The government is sharpening its industrial policy for the cement sector, extending fiscal incentives to integrated cement projects while encouraging manufacturers to produce more clinker locally to reduce import dependence and strengthen the domestic supply chain.
Under the 2026 Strategic Investment Priority Plan (SIPP), the Board of Investments (BOI) retained cement manufacturing as a preferred investment activity under Tier I, recognizing its vital role in infrastructure development, industrialization and job creation.
The updated policy offers the strongest incentives to integrated cement facilities that include clinker production, the most critical and capital-intensive stage of cement manufacturing.
Stand-alone cement grinding plants without clinkering facilities may still qualify for incentives, but their Income Tax Holiday will be limited to two years, signaling the government’s preference for investments that create greater domestic value.
The policy shift comes as the Philippines continues to accelerate infrastructure spending while seeking to lessen its reliance on imported clinker, a key raw material whose global supply and prices remain vulnerable to external disruptions.
Beyond expanding local production, the 2026 SIPP also encourages cement manufacturers to invest in cleaner technologies through support for circular economy initiatives, Extended Producer Responsibility programs and other decarbonization measures.

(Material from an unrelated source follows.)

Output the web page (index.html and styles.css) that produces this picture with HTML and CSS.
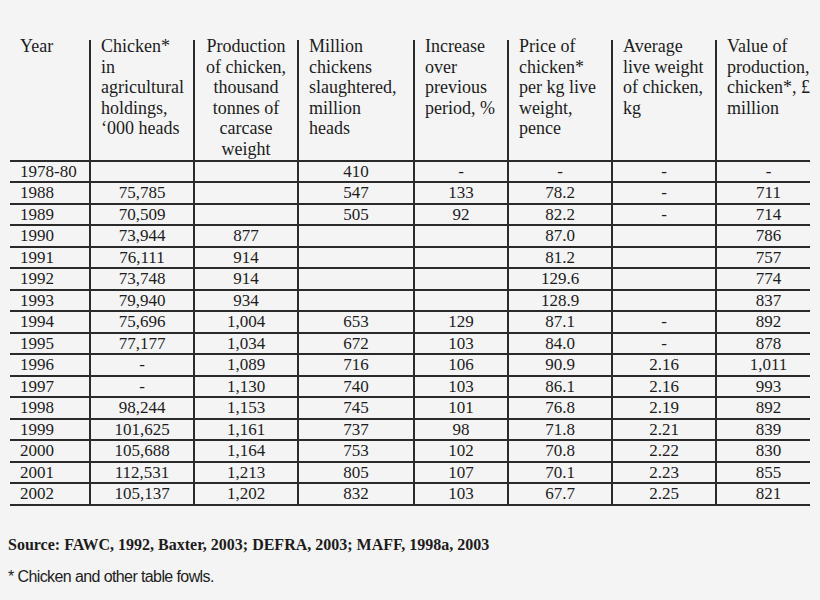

The BOI said it is working with development partners and industry stakeholders to advance the sector’s long-term sustainability agenda.
Separately, the Cement Manufacturers Association of the Philippines welcomed the Bureau of Customs’ stronger revenue performance, noting that the agency exceeded its June 2026 collection target and posted a surplus for the first half of the year.
The industry group also credited Customs Commissioner Ariel Nepomuceno for reforms that have improved efficiency, transparency and accountability, saying these initiatives have strengthened confidence among legitimate businesses and created a more predictable environment for trade and investment.
Taken together, the investment incentives and customs reforms signal a broader government effort to strengthen the country’s manufacturing base, deepen local production and build more resilient supply chains as infrastructure demand continues to expand.